Acoustics and the ability to focus
Open plans work when there are enough enclosed or shielded settings for work that needs quiet. Without that balance, deep work migrates home — or disappears — and the office becomes a place people endure rather than choose.
Acoustic targets should be tied to room use: focus vs collaboration vs confidential conversation.
Light, air, and thermal comfort
Daylight and controllable artificial light reduce fatigue. Ventilation and temperature stability affect how long people can stay effective in a room. These basics are often squeezed by density unless someone advocates for them early in design.
Movement, posture, and variety
Static seated work all day is hard on bodies. A mix of settings — sit/stand, informal meeting, focus rooms — supports different tasks and reduces strain. That variety is also how people recover attention.
Agency and perceived fairness
People respond better when they have predictable ways to book space, find quiet, or meet colleagues.
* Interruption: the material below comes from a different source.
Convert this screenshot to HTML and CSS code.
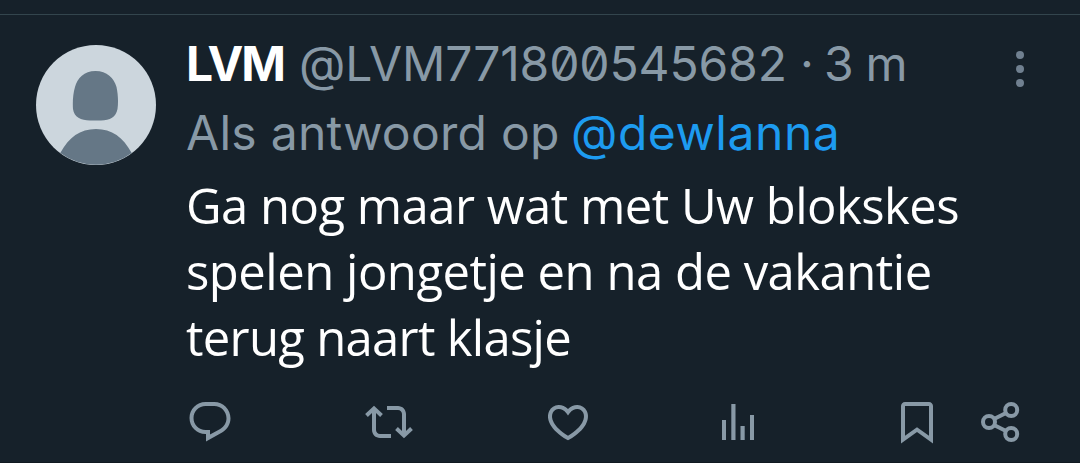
FILE: index.html
```html
<!DOCTYPE html>
<html lang="nl">
<head>
<meta charset="utf-8">
<title>LVM</title>
<link rel="stylesheet" href="styles.css">
</head>
<body>
<article class="tweet">
  <svg class="avatar" viewBox="0 0 120 120">
    <circle class="avatar-bg" cx="60" cy="60" r="60"/>
    <path class="avatar-figure" d="M59.500 26C71 26 78 33 80.500 42C82 49 82.500 57 81.500 64C80 72 74 75.500 65 75.500H54C45 75.500 38 72 37 64C36.500 57 37 49 39 42C41.500 33 48 26 59.500 26ZM24.300 108C33 92 44 84 60 84S87 92 95.700 108A60 60 0 0 1 24.300 108Z"/>
  </svg>
  <div class="content">
    <header class="header">
      <div class="identity"><span class="name">LVM</span><span class="handle">@LVM771800545682</span><span class="dot">·</span><span class="time">3 m</span></div>
      <svg class="more" viewBox="0 0 8 36"><circle cx="4" cy="4" r="4"/><circle cx="4" cy="18" r="4"/><circle cx="4" cy="32" r="4"/></svg>
    </header>
    <div class="reply-to"><span class="reply-label">Als antwoord op</span><a class="mention">@dewlanna</a></div>
    <div class="text">
      <div class="line line-1">Ga nog maar wat met Uw blokskes</div>
      <div class="line line-2">spelen jongetje en na de vakantie</div>
      <div class="line line-3">terug naart klasje</div>
    </div>
    <div class="actions">
      <svg class="icon" viewBox="0 0 24 24"><path d="M1.751 10c0-4.42 3.584-8 8.005-8h4.366c4.490 0 8.129 3.640 8.129 8.130 0 2.960-1.607 5.680-4.196 7.110l-8.054 4.460v-3.690h-.067c-4.490.1-8.183-3.510-8.183-8.010zm8.005-6c-3.317 0-6.005 2.690-6.005 6 0 3.370 2.770 6.080 6.138 6.010l.351-.01h1.761v2.300l5.087-2.810c1.951-1.080 3.163-3.130 3.163-5.360 0-3.390-2.744-6.130-6.129-6.130H9.756z"/></svg>
      <svg class="icon" viewBox="0 0 24 24"><path d="M4.500 3.880l4.432 4.140-1.364 1.460L5.500 7.550V16c0 1.100.896 2 2 2H13v2H7.500c-2.209 0-4-1.790-4-4V7.550L1.432 9.480.068 8.020 4.500 3.880zM16.500 6H11V4h5.500c2.209 0 4 1.790 4 4v8.450l2.068-1.930 1.364 1.460-4.432 4.140-4.432-4.140 1.364-1.460 2.068 1.930V8c0-1.100-.896-2-2-2z"/></svg>
      <svg class="icon" viewBox="0 0 24 24"><path d="M16.697 5.500c-1.222-.06-2.679.51-3.890 2.160l-.805 1.090-.806-1.090C9.984 6.010 8.526 5.440 7.304 5.500c-1.243.07-2.349.78-2.910 1.910-.552 1.120-.633 2.780.479 4.820 1.074 1.970 3.257 4.270 7.129 6.610 3.870-2.340 6.052-4.640 7.126-6.610 1.111-2.040 1.030-3.700.477-4.820-.561-1.130-1.666-1.840-2.908-1.910zm4.187 7.690c-1.351 2.480-4.001 5.120-8.379 7.670l-.503.300-.504-.300c-4.379-2.550-7.029-5.190-8.382-7.670-1.360-2.500-1.410-4.860-.514-6.670.887-1.790 2.647-2.910 4.601-3.010 1.651-.09 3.368.560 4.798 2.010 1.429-1.450 3.146-2.100 4.796-2.010 1.954.100 3.714 1.220 4.601 3.010.896 1.810.846 4.170-.514 6.670z"/></svg>
      <svg class="icon" viewBox="0 0 48 48"><path d="M8 22h4v20H8zM17.300 6h4.200v36h-4.200zM26.500 28h4.200v14h-4.200zM36 17h4v25h-4z"/></svg>
      <svg class="icon" viewBox="0 0 24 24"><path d="M4 4C4 2.900 4.900 2 6 2h12c1.100 0 2 .9 2 2v18.700l-8-5.700-8 5.700V4zM6 4v14.900l6-4.300 6 4.300V4H6z"/></svg>
      <svg class="icon" viewBox="0 0 48 48"><g class="share"><path d="M17 21L30 14.500M17 27L30 33.500"/><circle cx="12" cy="24" r="6"/><circle cx="34.200" cy="12" r="6"/><circle cx="34.200" cy="36" r="6"/></g></svg>
    </div>
  </div>
</article>
</body>
</html>
```
FILE: styles.css
```css
body {
  margin: 0;
  padding-top: 14px;
  background: #16212a;
  overflow: hidden;
}
.tweet {
  display: flex;
  box-sizing: border-box;
  height: 449px;
  padding: 0 36px;
  border-top: 1px solid #33454d;
  border-bottom: 1px solid #101920;
  font: 48px/68px Inter, "Liberation Sans", sans-serif;
  font-feature-settings: "zero" 1;
  color: #8899a6;
  white-space: nowrap;
}
.avatar {
  flex: none;
  width: 120px;
  height: 120px;
  margin: 30px 30px 0 0;
}
.avatar-bg { fill: #ccd6dd; }
.avatar-figure { fill: #657786; }
.content {
  flex: 1;
  padding-top: 15px;
}
.header {
  display: flex;
  justify-content: space-between;
  height: 69px;
}
.identity, .reply-to { display: flex; }
.name {
  width: 113px;
  font-weight: 700;
  letter-spacing: -2px;
  color: #fff;
}
.handle {
  width: 501px;
  letter-spacing: -0.13px;
}
.dot { width: 24px; }
.time { letter-spacing: -0.8px; }
.more {
  width: 8px;
  height: 36px;
  margin: 21px 20px 0 0;
  fill: #708090;
}
.reply-to { height: 73px; }
.reply-label {
  width: 385px;
  letter-spacing: 0.27px;
}
.mention {
  letter-spacing: 0.55px;
  color: #1d9bf0;
}
.text {
  font-family: "Open Sans", "Noto Sans", sans-serif;
  font-size: 49px;
  line-height: 66px;
  color: #fff;
}
.line-1 { letter-spacing: -0.53px; }
.line-2 { letter-spacing: -0.5px; }
.line-3 { letter-spacing: -0.7px; }
.actions {
  display: grid;
  grid-template-columns: 179px 179px 170px 179px 84px 48px;
  margin-top: 28px;
}
.icon {
  width: 48px;
  height: 48px;
  fill: #8899a6;
}
.share {
  fill: none;
  stroke: #8899a6;
  stroke-width: 4;
}
```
Poor booking systems or overcrowded settings create daily micro-stress — the kind that shows up in engagement scores long before it shows in complaints.
What this means for your fit out brief
Translate wellbeing goals into measurable design criteria: acoustic performance, lighting levels, air quality targets where appropriate, and a clear ratio of focus to collaborative space. Your fit out partner should translate those into specifications — not slogans.